Татьяна Вольтская: Само название эпатирующее.
Михаил Карасик: Советская Венера была женщиной труда. Другое дело, что известные вещи, допустим, живопись Дейнеки, конечно, это обнаженка, как и у Самохвалова, абсолютно классические вещи.
Татьяна Вольтская: Все-таки не дух классики определяет своеобразие этой выставки, но дух времени, выраженный в разрыве между классическими приметами вовсе не классического советского быта. С одной стороны, в каждом зале рядом с картинами, плакатами, скульптурами, постоянно крутится видеоролик с фрагментами советских фильмов и кинохроники. Вот Любовь Орлова пляшет на арене Цирка, и живая стена обнаженных ляжек вздымается и опускается вокруг - что твое «Кабаре» Тулуз-Лотрека!

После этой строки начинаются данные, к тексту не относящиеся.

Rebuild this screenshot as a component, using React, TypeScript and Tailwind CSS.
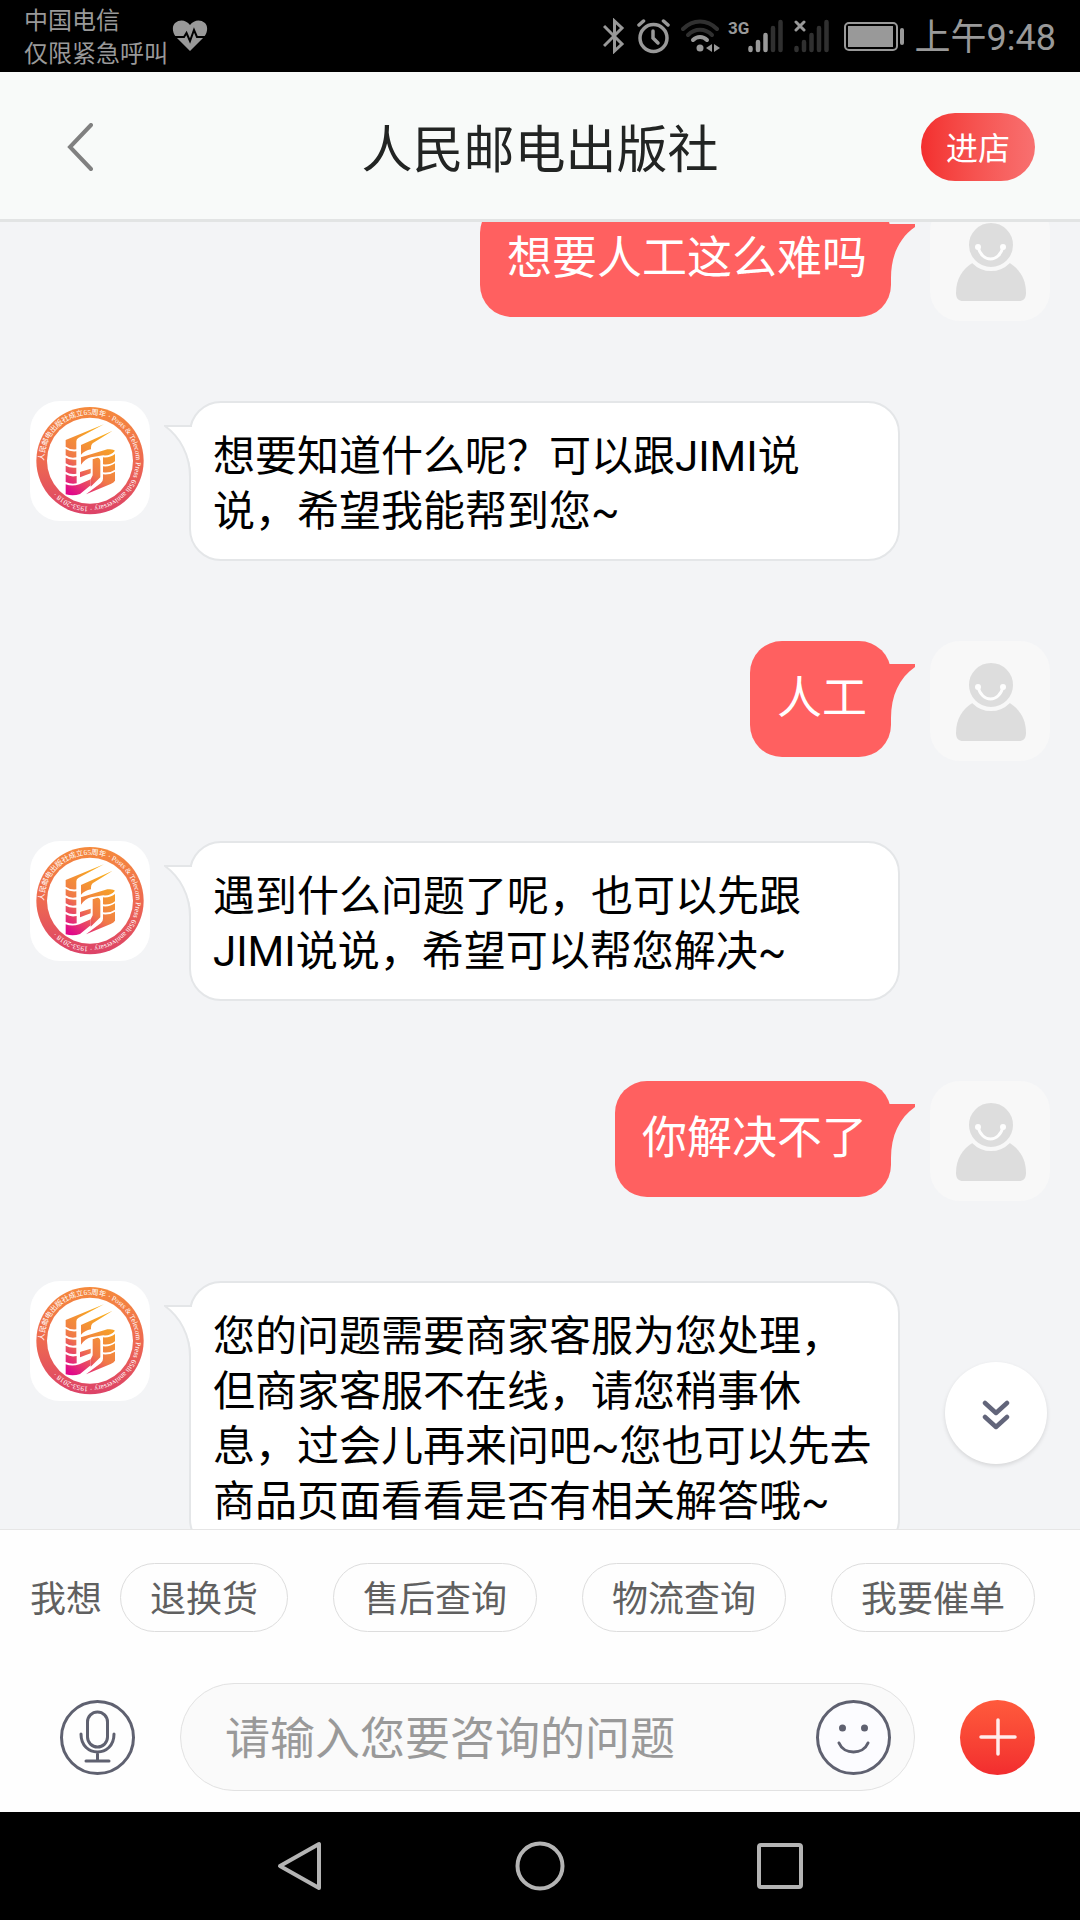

Вот Брежнев, Леонид Ильич, выступает, а потом кто-то из ответственных товарищей дружески обнимает другого ответственного товарища, женский пол которого угадывается не сразу, может быть, по причине ответственного костюма. Вот кадр из «Бриллиантовой руки» - стыдливая, советская, полуобнаженная, прижавшаяся к стене. Но взгляд все равно притягивается не движущимися картинами, а неподвижной, неким организующим центром выставки – большой обнаженной натурщицей Малагиса. Классическая постановка, поза, тряпочка в руке. Академическое письмо. Но белье! О, женщина, родившаяся в Советском Союзе, не может не вздрогнуть при виде этих кромешных, действительно черных трусов и лифчика, грубо раскромсавших фигуру женщины на четыре куска. Кто не видел, не оплакал и не проклял такого белья, тот не знает тайных глубин жизни. Честно говоря, бродя по выставке, я ловила себя на мысли, совершенно воландовской, что эти женщины, в общем, не изменились, и даже сострадание посещает их иногда. Вот разве что их испортил не только квартирный вопрос, но , безусловно, белье. Голову даю на отсечение, что художники думали примерно так же. Как они борются с этой гидрой на своих полотнах - то пряча, то обыгрывая ее так и эдак, и только Малагис влепил ее, как пощечину, со всего размаха. Вот она, печать времени. Об этой работе говорит Алиса Любимова.
Алиса Любимова: Достаточно традиционная постановочная работа. Обычная поза, обычные драпировки. Но при этом художник изображает ее в совершенно непрезентабельном белье и придает ей очень индивидуальные черты лица. При этом она не обладает ни аристократической красотой, ни изяществом. Зато это лицо человека определенной эпохи. Вот эта индивидуализация образа показалась безумно интересной, неожиданной, и мы так и не знаем, что художник хотел этим сказать.
Татьяна Вольтская: А, может, он и не хотел сказать того, что видится, например, мне. Все эти жесткие советские аксессуары вокруг женского тела тоже несут некую эротическую нагрузку, но все это растолкует нам в будущем новый дедушка Фрейд, который придет же когда-нибудь на такую вот выставку.